Но опыт сам по себе ничего не объясняет. Объясняет голова. Моя кудрявая голова не знала того, что знает лысая. Сравнительно с философским факультетом, любое отделение литературного казалось раем. И я беззаботно погрузился в древнерусскую литературу.
Читал ее Николай Каллиникович Гудзий. Читал так, что ни одной его мысли я не запомнил. Кажется, значительных мыслей и не было. Но чувствовалось, что Аввакума он любил. Это располагало понять, что же он там любит. А слушать — зачем слушать. Я читал старые университетские курсы — Буслаева, Пыпина… Они не пытались вычленить из потока древнерусской словесности художественное слово, а разбирали все подряд, и это было гораздо лучше. Николай Каллиникович, составляя свою хрестоматию, обошел Нила Сорского (не оказалось литературных красот). Пыпин же цитировал Нила огромными кусками и навсегда внушил мне любовь к апостолу нестяжательства (и нелюбовь к Иосифу Волоцкому).
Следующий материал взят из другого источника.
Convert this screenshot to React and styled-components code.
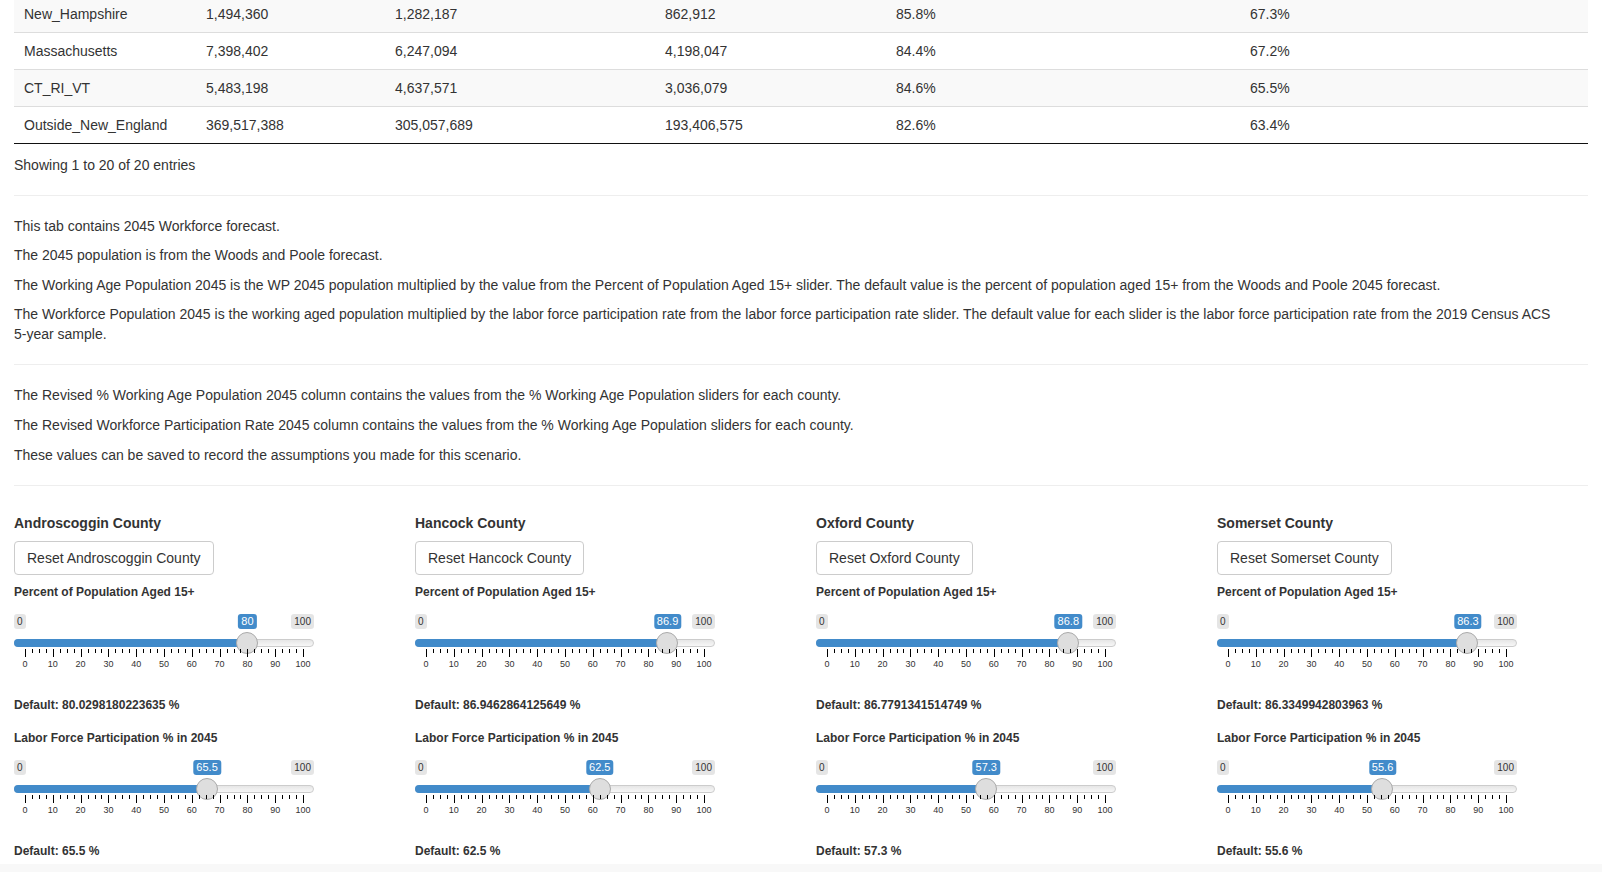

В школе древней литературы не касались; все здесь было для меня ново. Сравнительно с культурами Запада, это была какая-то странная словесность, почти бессловесная, если искать самостоятельного личного слова. Но чувствовался напор, пробивший немоту, и вдруг — «Слово о полку Игореве» (я не сомневаюсь в его подлинности). Или каким-то синим огнем вспыхивала «Повесть о горе-злосчастии». В «Слове» для меня проглядывал тот слой русской жизни, из которого — несколько веков спустя — вырос Толстой; «Повесть» казалась наброском Достоевского. Культура накапливала свои черты вглухую, почти молча, и вдруг заговорила сразу всеми голосами, когда европейское просвещение разомкнуло уста.
Я не находил и сейчас не нахожу, что в церковнославянских переводах и подражаниях русский дух чувствовал себя дома. Он кое-где пробивался — и только. Потом стал пробиваться через западные хореи и ямбы и пробился довольно быстро, за 100 лет. В Пушкине Россия впервые заговорила — и с тех пор не умолкала. Национальный гений выпрыгнул из лицейского окна на волю и упивался своей свободой.